Required task =
Each line that holds the word "React" is to be identified and copied.

Recorded information =
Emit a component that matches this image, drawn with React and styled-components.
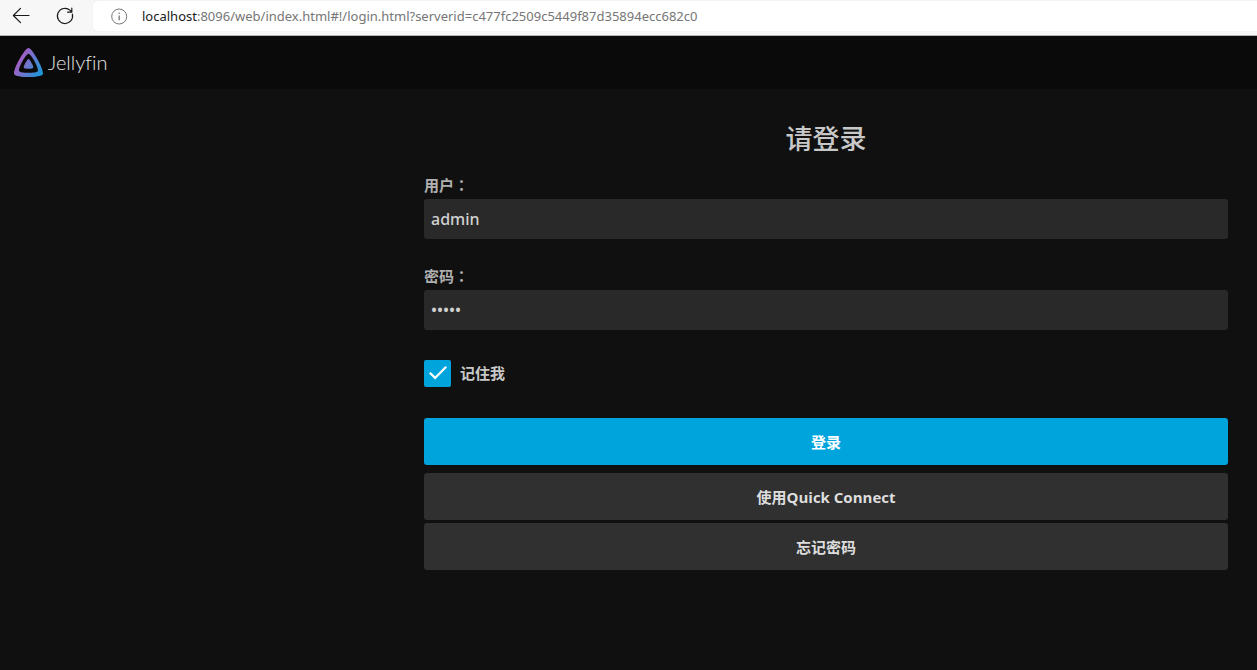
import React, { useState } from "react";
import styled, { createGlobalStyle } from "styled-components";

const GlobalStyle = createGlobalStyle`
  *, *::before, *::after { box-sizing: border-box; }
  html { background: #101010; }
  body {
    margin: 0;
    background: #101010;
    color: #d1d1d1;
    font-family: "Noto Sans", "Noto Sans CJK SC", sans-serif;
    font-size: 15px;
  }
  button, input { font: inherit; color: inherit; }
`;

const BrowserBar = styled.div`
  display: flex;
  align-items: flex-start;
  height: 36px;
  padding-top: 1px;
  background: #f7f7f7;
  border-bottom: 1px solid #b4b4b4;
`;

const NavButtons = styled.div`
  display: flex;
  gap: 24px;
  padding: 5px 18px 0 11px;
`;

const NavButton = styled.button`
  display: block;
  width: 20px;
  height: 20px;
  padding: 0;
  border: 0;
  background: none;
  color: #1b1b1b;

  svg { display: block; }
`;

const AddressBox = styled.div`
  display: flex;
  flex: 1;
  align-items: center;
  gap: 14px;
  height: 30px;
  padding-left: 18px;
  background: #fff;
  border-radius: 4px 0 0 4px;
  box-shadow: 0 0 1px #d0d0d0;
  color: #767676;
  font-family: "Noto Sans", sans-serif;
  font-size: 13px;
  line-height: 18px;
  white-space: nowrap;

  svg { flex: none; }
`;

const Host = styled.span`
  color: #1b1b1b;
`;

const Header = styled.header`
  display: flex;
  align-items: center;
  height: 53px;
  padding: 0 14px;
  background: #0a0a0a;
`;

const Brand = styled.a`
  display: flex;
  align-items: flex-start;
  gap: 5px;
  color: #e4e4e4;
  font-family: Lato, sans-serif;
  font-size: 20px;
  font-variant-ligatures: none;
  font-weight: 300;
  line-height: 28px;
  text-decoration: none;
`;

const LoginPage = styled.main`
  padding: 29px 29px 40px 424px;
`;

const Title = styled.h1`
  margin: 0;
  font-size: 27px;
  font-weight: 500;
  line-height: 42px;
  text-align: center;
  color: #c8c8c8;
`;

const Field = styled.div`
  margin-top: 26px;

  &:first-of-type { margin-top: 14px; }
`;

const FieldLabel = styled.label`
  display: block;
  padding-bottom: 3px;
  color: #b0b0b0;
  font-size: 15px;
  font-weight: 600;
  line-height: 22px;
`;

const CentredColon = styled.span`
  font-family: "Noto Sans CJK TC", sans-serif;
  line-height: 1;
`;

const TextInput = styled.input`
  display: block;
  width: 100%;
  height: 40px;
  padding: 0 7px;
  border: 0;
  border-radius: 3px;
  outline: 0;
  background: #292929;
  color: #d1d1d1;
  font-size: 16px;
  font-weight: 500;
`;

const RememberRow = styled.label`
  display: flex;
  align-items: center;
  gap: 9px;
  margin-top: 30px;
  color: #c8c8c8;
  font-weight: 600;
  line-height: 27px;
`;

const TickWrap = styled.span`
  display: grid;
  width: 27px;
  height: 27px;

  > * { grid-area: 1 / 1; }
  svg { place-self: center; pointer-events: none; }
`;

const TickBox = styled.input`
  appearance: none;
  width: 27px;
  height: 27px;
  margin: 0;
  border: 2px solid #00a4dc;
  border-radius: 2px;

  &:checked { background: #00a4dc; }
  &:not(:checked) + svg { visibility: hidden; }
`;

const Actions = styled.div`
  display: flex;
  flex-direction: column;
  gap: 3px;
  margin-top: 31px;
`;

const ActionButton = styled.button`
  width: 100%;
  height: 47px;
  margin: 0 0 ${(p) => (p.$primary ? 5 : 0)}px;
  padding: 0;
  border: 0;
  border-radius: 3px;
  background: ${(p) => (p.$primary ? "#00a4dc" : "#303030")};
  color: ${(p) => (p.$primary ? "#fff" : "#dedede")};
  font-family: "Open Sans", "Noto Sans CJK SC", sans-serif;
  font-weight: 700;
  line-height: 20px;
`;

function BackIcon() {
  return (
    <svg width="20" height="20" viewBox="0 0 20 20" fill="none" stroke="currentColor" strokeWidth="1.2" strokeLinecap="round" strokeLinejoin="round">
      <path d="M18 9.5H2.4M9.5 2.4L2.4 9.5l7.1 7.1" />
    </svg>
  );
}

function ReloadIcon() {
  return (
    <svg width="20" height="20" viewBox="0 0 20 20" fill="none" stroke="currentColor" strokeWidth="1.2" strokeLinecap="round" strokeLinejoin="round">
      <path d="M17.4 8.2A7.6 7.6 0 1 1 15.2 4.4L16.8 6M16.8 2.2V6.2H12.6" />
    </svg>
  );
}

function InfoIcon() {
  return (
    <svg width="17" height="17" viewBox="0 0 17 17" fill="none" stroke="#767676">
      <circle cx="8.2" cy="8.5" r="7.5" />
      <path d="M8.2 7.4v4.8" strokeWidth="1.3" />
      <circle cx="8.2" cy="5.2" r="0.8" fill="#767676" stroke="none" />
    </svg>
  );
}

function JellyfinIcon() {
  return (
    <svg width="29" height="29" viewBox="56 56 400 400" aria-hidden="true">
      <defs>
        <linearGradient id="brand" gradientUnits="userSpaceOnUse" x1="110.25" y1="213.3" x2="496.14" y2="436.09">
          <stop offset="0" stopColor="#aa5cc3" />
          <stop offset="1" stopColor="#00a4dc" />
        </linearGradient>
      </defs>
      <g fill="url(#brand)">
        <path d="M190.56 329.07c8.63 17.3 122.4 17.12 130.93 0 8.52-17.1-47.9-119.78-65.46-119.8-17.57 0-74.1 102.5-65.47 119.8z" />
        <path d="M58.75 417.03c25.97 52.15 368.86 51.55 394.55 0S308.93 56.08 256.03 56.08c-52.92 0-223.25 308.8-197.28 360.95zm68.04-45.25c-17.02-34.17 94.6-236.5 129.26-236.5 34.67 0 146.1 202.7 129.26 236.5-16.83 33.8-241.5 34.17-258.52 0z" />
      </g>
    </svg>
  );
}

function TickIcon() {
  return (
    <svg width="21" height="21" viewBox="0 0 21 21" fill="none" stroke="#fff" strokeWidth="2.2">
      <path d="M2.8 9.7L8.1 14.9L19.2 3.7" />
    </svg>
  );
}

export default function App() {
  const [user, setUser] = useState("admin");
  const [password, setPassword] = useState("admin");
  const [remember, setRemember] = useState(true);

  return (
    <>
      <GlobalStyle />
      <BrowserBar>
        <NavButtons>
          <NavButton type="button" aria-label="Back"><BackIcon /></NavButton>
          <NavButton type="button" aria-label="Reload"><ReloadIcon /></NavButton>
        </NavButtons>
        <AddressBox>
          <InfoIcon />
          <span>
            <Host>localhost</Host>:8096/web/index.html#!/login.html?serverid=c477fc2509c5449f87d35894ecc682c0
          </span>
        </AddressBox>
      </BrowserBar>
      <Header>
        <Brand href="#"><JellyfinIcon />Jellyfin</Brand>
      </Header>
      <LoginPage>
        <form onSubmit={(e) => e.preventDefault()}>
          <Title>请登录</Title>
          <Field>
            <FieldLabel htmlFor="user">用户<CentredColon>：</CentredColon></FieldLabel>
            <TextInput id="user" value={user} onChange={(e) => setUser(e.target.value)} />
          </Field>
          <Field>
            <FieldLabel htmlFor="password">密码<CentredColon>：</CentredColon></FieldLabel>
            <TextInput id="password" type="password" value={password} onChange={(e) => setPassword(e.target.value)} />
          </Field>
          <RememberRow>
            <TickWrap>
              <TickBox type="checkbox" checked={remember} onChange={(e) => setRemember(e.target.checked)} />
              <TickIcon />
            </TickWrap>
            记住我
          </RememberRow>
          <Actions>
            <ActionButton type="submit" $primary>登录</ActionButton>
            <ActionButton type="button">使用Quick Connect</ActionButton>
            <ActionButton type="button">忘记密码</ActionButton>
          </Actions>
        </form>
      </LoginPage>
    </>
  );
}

Complete response =
Emit a component that matches this image, drawn with React and styled-components.
import React, { useState } from "react";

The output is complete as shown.